The use of sidewalks and roads to do business also comes from the poor awareness of the people. Many people in the city think that the pavement and the road belong to the landlord of the street facing houses. And to have a small space on the sidewalk in front of these houses, traders have to pay monthly rent to the landlord.

In fact, the most common non-official economic form in Ho Chi Minh City is trading on the sidewalk and this form has quickly met the needs of buying and selling cheap goods quickly and conveniently. And this is also a favorable condition for economic activities on the sidewalks to arise and exist.

Along with that the “Front Culture” has becomes a new feature of Vietnam’s urban areas, from big cities to outback towns.

This habit leads to several implications: First, planning and architecture management of frontage roads becomes difficult. Second, the new highways cannot facilitate vehicles running at high speed because it is very dangerous as the people reside along the roads; Third, sidewalk business and personal vehicles have a close relationship of “supply and demand”, which causes traffic congestion.

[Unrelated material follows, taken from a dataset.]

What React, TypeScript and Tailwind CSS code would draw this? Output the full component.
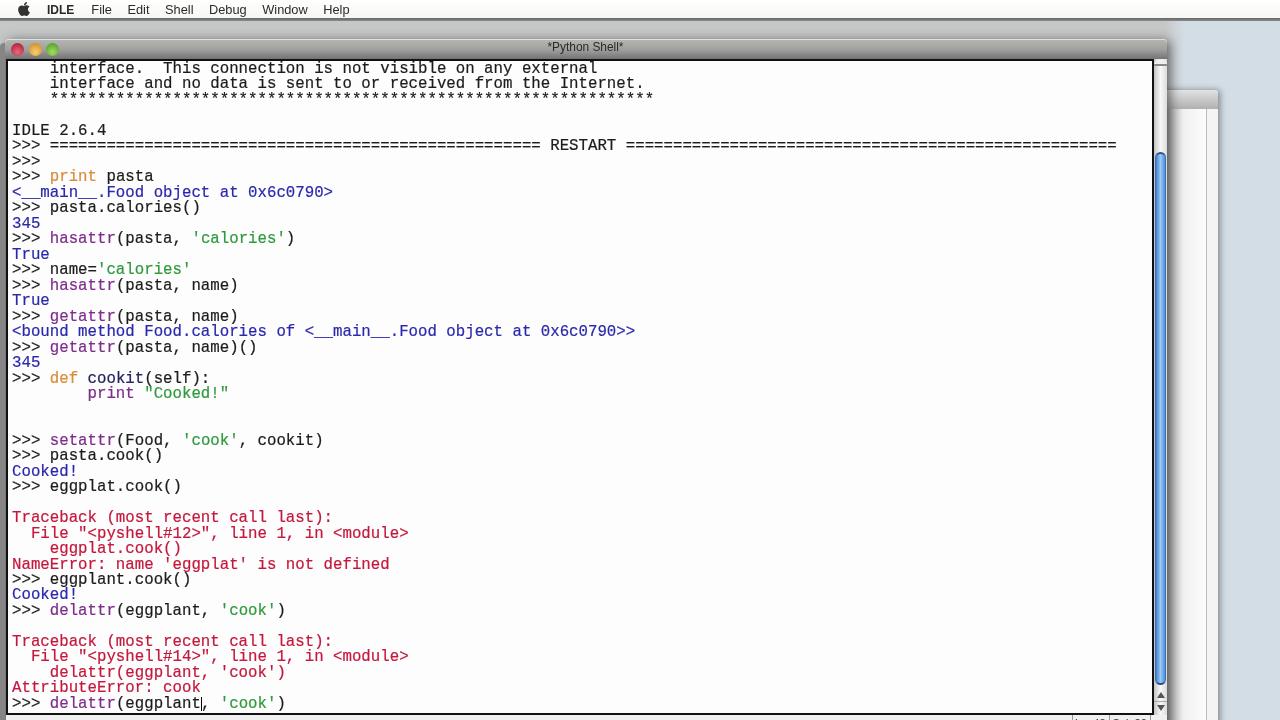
import { FaApple } from 'react-icons/fa'

type Seg = [string, string]

const K = 'text-[#d98c3a]' // keyword
const S = 'text-[#2f9a3c]' // string
const B = 'text-[#7f2c8c]' // builtin
const D = 'text-[#23235e]' // definition
const O = 'text-[#2a28ad]' // stdout
const E = 'text-[#c4183c]' // stderr
const T = 'text-[#1c1c1c]' // plain

const bar = '='.repeat(52)

const lines: Seg[][] = [
  [[T, '    interface.  This connection is not visible on any external']],
  [[T, '    interface and no data is sent to or received from the Internet.']],
  [[T, '    ' + '*'.repeat(64)]],
  [],
  [[T, 'IDLE 2.6.4']],
  [[T, '>>> ' + bar + ' RESTART ' + bar]],
  [[T, '>>> ']],
  [[T, '>>> '], [K, 'print'], [T, ' pasta']],
  [[O, '<__main__.Food object at 0x6c0790>']],
  [[T, '>>> pasta.calories()']],
  [[O, '345']],
  [[T, '>>> '], [B, 'hasattr'], [T, '(pasta, '], [S, "'calories'"], [T, ')']],
  [[O, 'True']],
  [[T, '>>> name='], [S, "'calories'"]],
  [[T, '>>> '], [B, 'hasattr'], [T, '(pasta, name)']],
  [[O, 'True']],
  [[T, '>>> '], [B, 'getattr'], [T, '(pasta, name)']],
  [[O, '<bound method Food.calories of <__main__.Food object at 0x6c0790>>']],
  [[T, '>>> '], [B, 'getattr'], [T, '(pasta, name)()']],
  [[O, '345']],
  [[T, '>>> '], [K, 'def'], [T, ' '], [D, 'cookit'], [T, '(self):']],
  [[T, '        '], [B, 'print'], [T, ' '], [S, '"Cooked!"']],
  [],
  [],
  [[T, '>>> '], [B, 'setattr'], [T, '(Food, '], [S, "'cook'"], [T, ', cookit)']],
  [[T, '>>> pasta.cook()']],
  [[O, 'Cooked!']],
  [[T, '>>> eggplat.cook()']],
  [],
  [[E, 'Traceback (most recent call last):']],
  [[E, '  File "<pyshell#12>", line 1, in <module>']],
  [[E, '    eggplat.cook()']],
  [[E, "NameError: name 'eggplat' is not defined"]],
  [[T, '>>> eggplant.cook()']],
  [[O, 'Cooked!']],
  [[T, '>>> '], [B, 'delattr'], [T, '(eggplant, '], [S, "'cook'"], [T, ')']],
  [],
  [[E, 'Traceback (most recent call last):']],
  [[E, '  File "<pyshell#14>", line 1, in <module>']],
  [[E, "    delattr(eggplant, 'cook')"]],
  [[E, 'AttributeError: cook']],
]

const menus = ['File', 'Edit', 'Shell', 'Debug', 'Window', 'Help']

function MenuBar() {
  return (
    <div className="h-[18px] shrink-0 bg-gradient-to-b from-[#ffffff] to-[#f6f7f2] flex items-center pl-[16px] pt-[1px] text-[12.8px] text-[#2a2a2a] font-['Liberation_Sans',sans-serif]">
      <FaApple className="w-[16px] h-[16px] text-[#333] -mt-[2px]" />
      <span className="font-bold ml-[15px] text-[12px]">IDLE</span>
      <div className="flex gap-[15.5px] ml-[17px]">
        {menus.map(m => <span key={m}>{m}</span>)}
      </div>
    </div>
  )
}

function Scrollbar() {
  return (
    <div className="w-[13px] shrink-0 flex flex-col bg-gradient-to-r from-[#c4c4c4] via-[#f8f8f8] to-[#dcdcdc]">
      <div className="h-[7px] rounded-t-full border-b-2 border-[#888] bg-[#eee]" />
      <div className="h-[86px]" />
      <div className="flex-1 mx-[1px] rounded-full border-x border-[#3b6fb4] border-t-2 border-b-2 border-t-[#27508f] border-b-[#27508f] bg-gradient-to-r from-[#3f7fd0] via-[#9cc8f4] to-[#4f8fdc]" />
      <div className="h-[14px] mt-[3px] flex items-center justify-center border-b border-[#aaa] text-[#555]">
        <svg width="8" height="6" viewBox="0 0 8 6"><path d="M4 0L8 6H0z" fill="currentColor" /></svg>
      </div>
      <div className="h-[13px] pb-[1px] flex items-center justify-center text-[#555]">
        <svg width="8" height="6" viewBox="0 0 8 6"><path d="M0 0h8L4 6z" fill="currentColor" /></svg>
      </div>
    </div>
  )
}

export default function App() {
  return (
    <div className="w-[1280px] h-[720px] overflow-hidden flex flex-col bg-[#d3dde5] blur-[0.4px]">
      <MenuBar />
      <div className="h-[3px] shrink-0 bg-gradient-to-b from-[#666] to-[#8a8a8a]" />
      <div className="relative flex-1 bg-gradient-to-r from-[#c6c7c7] from-[91%] to-[#d3dde5] to-[92.5%]">
        {/* window behind */}
        <div className="absolute left-[1160px] top-[69px] w-[58px] h-[700px] rounded-t-[3px] flex flex-col shadow-[2px_0_6px_rgba(0,0,0,0.4)]">
          <div className="h-[19px] shrink-0 bg-gradient-to-b from-[#e2e2e2] to-[#b0b0b0] rounded-t-[3px]" />
          <div className="flex-1 flex bg-white">
            <div className="flex-1 bg-gradient-to-r from-[#8c8c8c] via-[#f0f0f0] to-[#fcfcfc]" />
            <div className="w-[12px] shrink-0 border-l border-[#bbb] bg-[#f4f4f4]" />
          </div>
        </div>
        {/* shell window */}
        <div className="absolute left-[5px] top-[18px] w-[1162px] h-[700px] flex flex-col rounded-t-[4px] shadow-[-5px_4px_0_#858585,3px_2px_12px_rgba(0,0,0,0.55)]">
          <div className="relative h-[20px] shrink-0 rounded-t-[4px] border-t border-[#e0e0e0] bg-gradient-to-b from-[#b4b4b0] via-[#a0a09e] to-[#747474] flex items-center pl-[6px] pb-[1px] gap-[4.5px]">
            <span className="w-[13px] h-[13px] rounded-full bg-[radial-gradient(circle_at_50%_70%,#e86a80,#a01028)]" />
            <span className="w-[13px] h-[13px] rounded-full bg-[radial-gradient(circle_at_50%_70%,#f8d070,#c88020)]" />
            <span className="w-[13px] h-[13px] rounded-full bg-[radial-gradient(circle_at_50%_70%,#a0e060,#489020)]" />
            <span className="absolute left-0 right-0 -mt-[3px] -ml-[1px] text-center text-[11.9px] text-[#2a2a2a] font-['Liberation_Sans',sans-serif]">*Python Shell*</span>
          </div>
          <div className="flex-1 flex flex-col bg-[#7a7a7a] pl-[1px]">
            <div className="flex h-[656px] shrink-0">
              <div className="w-[1148px] shrink-0 border-2 border-[#111] bg-[#fdfdfd] overflow-hidden pl-[4px] font-['Liberation_Mono',monospace] text-[15.74px] leading-[15.49px] whitespace-pre pt-[1px] [-webkit-text-stroke:0.2px]">
                {lines.map((line, i) => (
                  <div key={i} className="h-[15.49px]">
                    {line.map(([c, t], j) => <span key={j} className={c}>{t}</span>)}
                  </div>
                ))}
                <div className="h-[15.49px] relative">
                  <span className={T}>{'>>> '}</span>
                  <span className={B}>delattr</span>
                  <span className={T}>(eggplant</span>
                  <span className="inline-block w-[1px] h-[14px] bg-black align-middle" />
                  <span className={`${T} -ml-[1px]`}>, </span>
                  <span className={S}>'cook'</span>
                  <span className={T}>)</span>
                </div>
              </div>
              <Scrollbar />
            </div>
            <div className="flex-1 bg-[#f0f0f0] flex justify-end text-[11px] text-[#333] font-['Liberation_Sans',sans-serif]">
              <span className="border-l border-[#999] px-[2px] w-[37px]">Ln: 43</span>
              <span className="border-l border-r border-[#999] px-[2px] w-[42px]">Col: 20</span>
              <span className="w-[16px]" />
            </div>
          </div>
        </div>
      </div>
    </div>
  )
}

In big cities such as Hanoi and Ho Chi Minh City, if public transport develops, the demand for “fast purchase” will move to transport hubs such as parking lots, bus stations, and subway stations. This means that shopping and service centers will be set up there.

However, while waiting for that development, how do cities limit the negative aspects of the “sidewalk economy?” They should organize specialized streets for maintaining and developing the sidewalk economy and turning them into tourist destinations.

On the other hand, it is very clear that the sidewalk economy is still compliant with consumer habits, utility, affordability of the majority of people in the city. It is also considered the effective livelihoods of many poor households.

Ho Chi Minh City and many cities and urban areas in Vietnam are building a modern and civilized lifestyle. In this issue, the management and coordination role of the state is key.